Saturday, June 13, 2009

Queen: An Airbrushed Biography


Queen: An Illustrated Biography
by Judith Davis
Proteus Publishing, 1981
ISBN: 0906071917

What a dated cover illustration this is, eh? It’s style resembles something that is straight out of the ’70s. But it was 1981 and I bought it as soon as I saw it at the bookstore.

Davis’ book was one of the first biographies of the band that I can remember, and I’m glad I picked it up almost 30 years ago. In hindsight, there was nothing that exciting contained in the book since it merely chronicles the band’s career. (The real gossipy stuff would have to wait another seven or eight years.)
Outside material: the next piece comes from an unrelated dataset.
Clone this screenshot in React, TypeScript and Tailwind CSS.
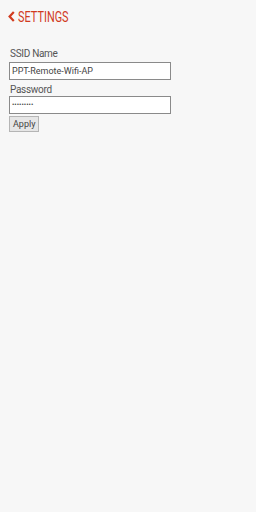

What I like about this book is that the cover is so different in its depiction of the band than later branding would embody. Any proscribed sense of royalty, majesty, or even high decoration is absent and instead we’re presented with a ho-hum air-brushed illustration of the band that was probably painted by an in-house illustrator at Proteus who managed to knock it off in a couple of hours.
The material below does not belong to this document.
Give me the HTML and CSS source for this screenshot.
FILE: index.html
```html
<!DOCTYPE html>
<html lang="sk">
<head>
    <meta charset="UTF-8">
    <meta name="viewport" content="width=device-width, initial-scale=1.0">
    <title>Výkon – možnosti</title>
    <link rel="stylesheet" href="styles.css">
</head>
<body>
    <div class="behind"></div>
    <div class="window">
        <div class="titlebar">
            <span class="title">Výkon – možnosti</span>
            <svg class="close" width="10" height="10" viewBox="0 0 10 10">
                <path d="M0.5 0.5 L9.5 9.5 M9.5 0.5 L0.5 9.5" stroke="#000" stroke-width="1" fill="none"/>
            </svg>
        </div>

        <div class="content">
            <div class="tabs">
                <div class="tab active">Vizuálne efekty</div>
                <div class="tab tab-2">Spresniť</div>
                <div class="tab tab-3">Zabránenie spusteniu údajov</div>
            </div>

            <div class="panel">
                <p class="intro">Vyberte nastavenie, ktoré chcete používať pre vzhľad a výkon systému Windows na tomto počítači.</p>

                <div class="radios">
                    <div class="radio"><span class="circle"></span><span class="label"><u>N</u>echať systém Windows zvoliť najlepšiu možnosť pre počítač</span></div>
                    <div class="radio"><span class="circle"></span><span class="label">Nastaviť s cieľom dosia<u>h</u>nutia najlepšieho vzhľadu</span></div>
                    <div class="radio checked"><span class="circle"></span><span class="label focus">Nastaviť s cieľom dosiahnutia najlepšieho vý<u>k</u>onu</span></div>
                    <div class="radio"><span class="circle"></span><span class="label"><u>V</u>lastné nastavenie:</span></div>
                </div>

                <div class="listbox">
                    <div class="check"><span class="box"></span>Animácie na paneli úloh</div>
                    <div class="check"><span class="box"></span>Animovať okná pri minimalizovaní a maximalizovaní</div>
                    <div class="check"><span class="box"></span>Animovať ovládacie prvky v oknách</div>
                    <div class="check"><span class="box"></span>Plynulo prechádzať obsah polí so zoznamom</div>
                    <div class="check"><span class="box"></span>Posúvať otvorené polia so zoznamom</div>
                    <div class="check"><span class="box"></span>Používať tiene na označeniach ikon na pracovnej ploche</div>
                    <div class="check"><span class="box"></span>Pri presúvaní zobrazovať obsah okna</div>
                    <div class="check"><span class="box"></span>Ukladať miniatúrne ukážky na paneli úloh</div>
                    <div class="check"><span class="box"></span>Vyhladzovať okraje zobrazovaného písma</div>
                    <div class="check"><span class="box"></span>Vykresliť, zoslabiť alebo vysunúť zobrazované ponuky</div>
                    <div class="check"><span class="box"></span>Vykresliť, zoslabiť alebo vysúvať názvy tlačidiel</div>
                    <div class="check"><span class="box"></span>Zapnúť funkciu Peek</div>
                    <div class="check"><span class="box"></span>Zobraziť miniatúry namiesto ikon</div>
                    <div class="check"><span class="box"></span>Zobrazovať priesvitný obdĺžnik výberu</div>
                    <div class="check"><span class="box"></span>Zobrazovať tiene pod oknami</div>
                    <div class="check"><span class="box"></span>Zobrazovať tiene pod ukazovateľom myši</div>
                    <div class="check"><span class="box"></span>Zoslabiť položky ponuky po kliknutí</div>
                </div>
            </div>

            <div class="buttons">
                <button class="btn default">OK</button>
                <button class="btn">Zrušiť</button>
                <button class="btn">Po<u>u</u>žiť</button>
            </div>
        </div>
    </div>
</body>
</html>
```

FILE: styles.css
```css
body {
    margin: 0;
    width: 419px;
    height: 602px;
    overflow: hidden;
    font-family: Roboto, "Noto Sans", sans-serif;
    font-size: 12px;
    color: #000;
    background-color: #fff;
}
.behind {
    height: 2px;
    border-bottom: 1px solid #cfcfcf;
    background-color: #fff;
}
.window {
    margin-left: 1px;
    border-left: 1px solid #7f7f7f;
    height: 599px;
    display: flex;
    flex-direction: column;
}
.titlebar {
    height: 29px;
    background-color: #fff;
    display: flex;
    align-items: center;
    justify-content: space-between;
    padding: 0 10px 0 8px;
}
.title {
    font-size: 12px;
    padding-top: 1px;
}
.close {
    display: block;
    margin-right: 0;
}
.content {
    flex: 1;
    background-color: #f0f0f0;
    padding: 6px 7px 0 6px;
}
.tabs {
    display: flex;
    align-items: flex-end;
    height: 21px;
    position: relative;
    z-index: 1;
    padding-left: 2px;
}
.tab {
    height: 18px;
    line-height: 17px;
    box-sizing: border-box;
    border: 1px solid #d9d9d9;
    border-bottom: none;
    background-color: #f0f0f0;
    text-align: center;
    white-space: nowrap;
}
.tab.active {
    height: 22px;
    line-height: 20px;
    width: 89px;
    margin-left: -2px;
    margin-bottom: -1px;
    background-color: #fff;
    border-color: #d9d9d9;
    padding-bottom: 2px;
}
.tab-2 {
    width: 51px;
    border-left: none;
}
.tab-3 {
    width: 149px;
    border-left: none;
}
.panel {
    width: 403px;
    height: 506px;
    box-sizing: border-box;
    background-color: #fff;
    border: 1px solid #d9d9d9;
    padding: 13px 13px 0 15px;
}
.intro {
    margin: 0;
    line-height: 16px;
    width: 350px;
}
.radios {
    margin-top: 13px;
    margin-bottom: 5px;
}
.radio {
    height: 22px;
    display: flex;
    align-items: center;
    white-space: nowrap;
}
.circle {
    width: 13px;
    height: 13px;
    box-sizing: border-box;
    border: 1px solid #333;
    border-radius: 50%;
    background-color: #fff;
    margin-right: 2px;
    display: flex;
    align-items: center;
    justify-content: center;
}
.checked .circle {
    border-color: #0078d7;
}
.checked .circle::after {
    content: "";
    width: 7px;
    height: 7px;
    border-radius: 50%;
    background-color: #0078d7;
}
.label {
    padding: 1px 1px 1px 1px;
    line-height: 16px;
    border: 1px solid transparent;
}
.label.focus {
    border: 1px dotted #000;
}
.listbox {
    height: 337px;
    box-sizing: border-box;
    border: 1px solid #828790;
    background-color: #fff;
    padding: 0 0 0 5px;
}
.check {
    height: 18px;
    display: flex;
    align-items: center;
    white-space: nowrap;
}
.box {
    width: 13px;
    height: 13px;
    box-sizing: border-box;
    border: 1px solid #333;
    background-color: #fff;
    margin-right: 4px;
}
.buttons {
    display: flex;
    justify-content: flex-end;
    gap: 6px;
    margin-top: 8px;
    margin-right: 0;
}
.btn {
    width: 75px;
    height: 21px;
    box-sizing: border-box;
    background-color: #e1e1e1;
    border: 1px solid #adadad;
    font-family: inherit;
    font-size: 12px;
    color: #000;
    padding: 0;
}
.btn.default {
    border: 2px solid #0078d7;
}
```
But that's okay, it’s still a neat image. I wonder if the artist kept the original all these years or did it end up in a garage sale like so many other urban myths. Imagine what a collector’s item it would be if all the band members had signed the original.

Postscript — August 5, 2012

I received an email from a fan in Croatia looking for more information on this book as she is interested in purchasing a used copy. Although it has eluded me in the past, it turns out that there are at least two significant errors in this book. One is shown here on page 85:


And the other is in the discography where the Jazz album is missing altogether. Apparently, Queen released News of the World in 1977, took a year off, and released Live Killers in 1979.

What’s up with the Jazz confusion in this book, Judith?